- EXERCISE REQUIREMENTS
Check each line of the material below, and copy it if it holds the string "page".

★ ★ ★ ★

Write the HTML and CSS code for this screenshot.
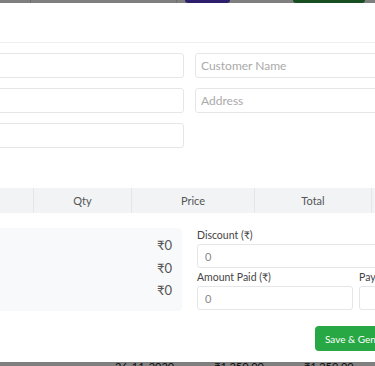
FILE: index.html
```html
<!DOCTYPE html>
<html lang="en">
<head>
  <meta charset="UTF-8">
  <title>Billing</title>
  <link rel="stylesheet" href="styles.css">
</head>
<body>

  <div class="page">
    <div class="toolbar">
      <span class="tb-title">Invoices</span>
      <button class="tb-btn purple">Export</button>
      <button class="tb-btn green">New Invoice</button>
    </div>
    <div class="list-row">
      <span>26-11-2020</span>
      <span>₹1,250.00</span>
      <span>₹1,250.00</span>
    </div>
  </div>

  <div class="overlay"></div>

  <div class="modal">
    <div class="modal-header">
      <h3>Create Invoice</h3>
      <span class="close">&times;</span>
    </div>

    <div class="modal-body">
      <div class="form-grid">
        <input type="text" placeholder="Invoice Number" />
        <input type="text" placeholder="Customer Name" />
        <input type="text" placeholder="Invoice Date" />
        <input type="text" placeholder="Address" />
        <input type="text" placeholder="Phone Number" />
        <div></div>
      </div>

      <table class="items">
        <thead>
          <tr>
            <th class="col-item">Item</th>
            <th class="col-qty">Qty</th>
            <th class="col-price">Price</th>
            <th class="col-total">Total</th>
            <th class="col-act">Action</th>
          </tr>
        </thead>
        <tbody id="itemTable"></tbody>
      </table>

      <div class="summary-grid">
        <div class="summary">
          <div class="sum-row"><span>Subtotal</span><span>₹0</span></div>
          <div class="sum-row"><span>Grand Total</span><span>₹0</span></div>
          <div class="sum-row"><span>Balance</span><span>₹0</span></div>
        </div>

        <div class="payment">
          <label>Discount (₹)</label>
          <input type="number" value="0" />
          <div class="pay-grid">
            <div>
              <label>Amount Paid (₹)</label>
              <input type="number" value="0" />
            </div>
            <div>
              <label>Payment Mode</label>
              <input type="text" value="" />
            </div>
          </div>
        </div>
      </div>

      <div class="actions">
        <button class="btn save-btn">Save &amp; Generate</button>
        <button class="btn cancel-btn">Cancel</button>
      </div>
    </div>
  </div>

</body>
</html>
```

FILE: styles.css
```css
body {
  margin: 0;
  font-family: Lato, "Noto Sans", sans-serif;
  background: #fff;
  overflow: hidden;
}

/* page behind the modal */
.page {
  margin-top: -30px;
}

.toolbar {
  display: flex;
  align-items: flex-end;
  height: 33px;
  border-left: 1px solid #ddd;
  margin-left: 30px;
}

.tb-title {
  width: 145px;
  border-right: 1px solid #ddd;
  height: 100%;
}

.tb-btn {
  border: none;
  height: 33px;
  color: white;
  font-size: 12px;
  border-radius: 0 0 3px 3px;
}

.purple {
  background: #5a3fd6;
  width: 45px;
  margin-left: 8px;
}

.green {
  background: #2f9e44;
  width: 72px;
  margin-left: 63px;
}

.list-row {
  display: flex;
  gap: 40px;
  margin-top: 357px;
  padding-left: 115px;
  font-size: 11px;
  color: #222;
}

.overlay {
  position: fixed;
  inset: 0;
  background: rgba(0, 0, 0, 0.5);
}

/* modal */
.modal {
  position: fixed;
  top: 3px;
  left: -190px;
  width: 759px;
  height: 359px;
  background: #fff;
}

.modal-header {
  height: 39px;
  border-bottom: 1px solid #eceef0;
  display: flex;
  align-items: center;
  justify-content: space-between;
  padding: 0 16px;
}

.modal-header h3 {
  margin: 0;
  font-size: 15px;
}

.modal-body {
  padding: 10px 16px;
}

.form-grid {
  display: grid;
  grid-template-columns: 1fr 1fr;
  column-gap: 11px;
  row-gap: 10px;
}

input {
  box-sizing: border-box;
  width: 100%;
  height: 25px;
  border: 1px solid #e4e6e8;
  border-radius: 3px;
  padding: 0 5px;
  font-family: inherit;
  font-size: 12px;
  color: #888;
}

input::placeholder {
  color: #aaa;
}

.items {
  width: 100%;
  margin-top: 40px;
  border-collapse: collapse;
}

.items th {
  height: 25px;
  padding: 0;
  background: #f1f3f5;
  border-right: 1px solid #e4e6e9;
  font-size: 11px;
  font-weight: normal;
  color: #555;
}

.col-item { width: 207px; }
.col-qty { width: 97px; }
.col-price { width: 122px; }
.col-total { width: 116px; }

.summary-grid {
  display: grid;
  grid-template-columns: 356px 1fr;
  column-gap: 15px;
  margin-top: 15px;
}

.summary {
  background: #f8f9fa;
  border-radius: 4px;
  height: 83px;
  padding: 6px 10px;
  box-sizing: border-box;
}

.sum-row {
  display: flex;
  justify-content: space-between;
  font-size: 13px;
  line-height: 22.5px;
  color: #555;
}

.payment label {
  display: block;
  font-size: 10.5px;
  color: #444;
  height: 16px;
  line-height: 14px;
}

.payment input {
  height: 24px;
  margin-bottom: 2px;
  padding: 0 7px;
  font-size: 11px;
}

.pay-grid {
  display: grid;
  grid-template-columns: 156px 1fr;
  column-gap: 6px;
}

.actions {
  display: flex;
  justify-content: flex-end;
  gap: 8px;
  margin-top: 14px;
  padding-right: 87px;
}

.btn {
  height: 25px;
  padding: 0 10px;
  border: none;
  border-radius: 4px;
  font-family: inherit;
  font-size: 10px;
  color: white;
}

.save-btn {
  background: #28a745;
}

.cancel-btn {
  background: #6c757d;
}
```
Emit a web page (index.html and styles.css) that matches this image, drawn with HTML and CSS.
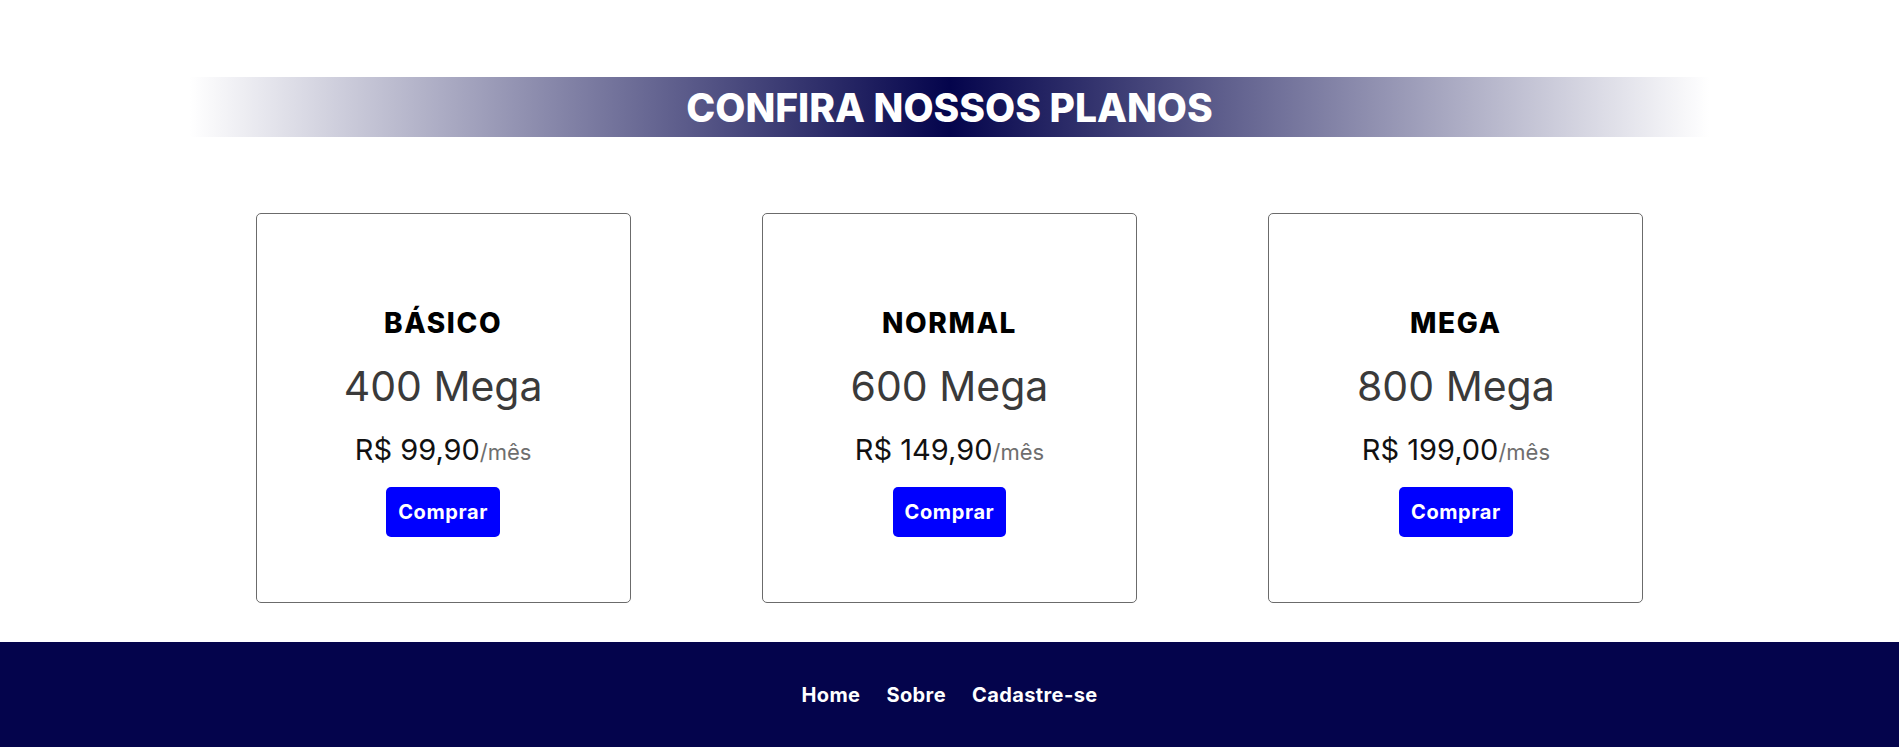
FILE: index.html
```html
<!DOCTYPE html>
<html lang="pt-BR">
<head>
<meta charset="utf-8">
<title>Planos</title>
<link rel="stylesheet" href="styles.css">
</head>
<body>
<main class="page">
  <section class="plans">
    <h1 class="plans-title">CONFIRA NOSSOS PLANOS</h1>
    <div class="plans-list">
      <div class="plan-card">
        <h2 class="plan-name">BÁSICO</h2>
        <p class="plan-speed">400 Mega</p>
        <p class="plan-price">R$ 99,90<span class="plan-period">/mês</span></p>
        <button class="plan-btn">Comprar</button>
      </div>
      <div class="plan-card">
        <h2 class="plan-name">NORMAL</h2>
        <p class="plan-speed">600 Mega</p>
        <p class="plan-price">R$ 149,90<span class="plan-period">/mês</span></p>
        <button class="plan-btn">Comprar</button>
      </div>
      <div class="plan-card">
        <h2 class="plan-name">MEGA</h2>
        <p class="plan-speed">800 Mega</p>
        <p class="plan-price">R$ 199,00<span class="plan-period">/mês</span></p>
        <button class="plan-btn">Comprar</button>
      </div>
    </div>
  </section>
</main>
<footer class="footer">
  <nav class="footer-nav">
    <a class="footer-link" href="#">Home</a>
    <a class="footer-link" href="#">Sobre</a>
    <a class="footer-link" href="#">Cadastre-se</a>
  </nav>
</footer>
</body>
</html>
```
FILE: styles.css
```css
* { box-sizing: border-box; }
html, body { margin: 0; padding: 0; }
body {
  font-family: Inter, "Noto Sans", sans-serif;
  background: #fff;
  width: 1899px;
}
.page { padding-top: 77px; padding-bottom: 39px; }
.plans { display: flex; flex-direction: column; align-items: center; }
.plans-title {
  width: 80%;
  height: 60px;
  margin: 0;
  display: flex;
  align-items: center;
  justify-content: center;
  background: linear-gradient(to right, #ffffff, #04044c, #ffffff);
  color: #fff;
  font-size: 39px;
  font-weight: 800;
  letter-spacing: 0;
}
.plans-list {
  width: 80%;
  margin-top: 76px;
  display: flex;
  justify-content: space-around;
}
.plan-card {
  width: 375px;
  height: 390px;
  border: 1px solid #6b6b6b;
  border-radius: 5px;
  display: flex;
  flex-direction: column;
  align-items: center;
  padding-top: 92px;
}
.plan-name {
  margin: 0;
  font-size: 28px;
  line-height: 34px;
  font-weight: 800;
  letter-spacing: 1.6px;
  color: #000;
}
.plan-speed {
  margin: 22px 0 0;
  font-size: 41px;
  line-height: 48px;
  font-weight: 400;
  color: #3a3a3a;
}
.plan-price {
  margin: 23px 0 0;
  font-size: 29px;
  line-height: 34px;
  color: #111;
}
.plan-period { font-size: 22px; color: #6e6e6e; }
.plan-btn {
  margin-top: 18px;
  height: 50px;
  padding: 0 12px;
  border: none;
  border-radius: 5px;
  background: #0000ff;
  color: #fff;
  font-family: inherit;
  font-size: 20px;
  font-weight: 700;
  letter-spacing: 0.6px;
  line-height: 30px;
}
.footer {
  background: #04044c;
  height: 120px;
  padding-top: 39px;
}
.footer-nav { display: flex; justify-content: center; gap: 26px; }
.footer-link {
  color: #fff;
  text-decoration: none;
  font-size: 20px;
  font-weight: 700;
  letter-spacing: 0.4px;
  line-height: 28px;
}
```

★ ★ ★ ★

- TASK RESPONSE
  <div class="page">
/* page behind the modal */
.page {
Emit a web page (index.html and styles.css) that matches this image, drawn with HTML and CSS.
<main class="page">
.page { padding-top: 77px; padding-bottom: 39px; }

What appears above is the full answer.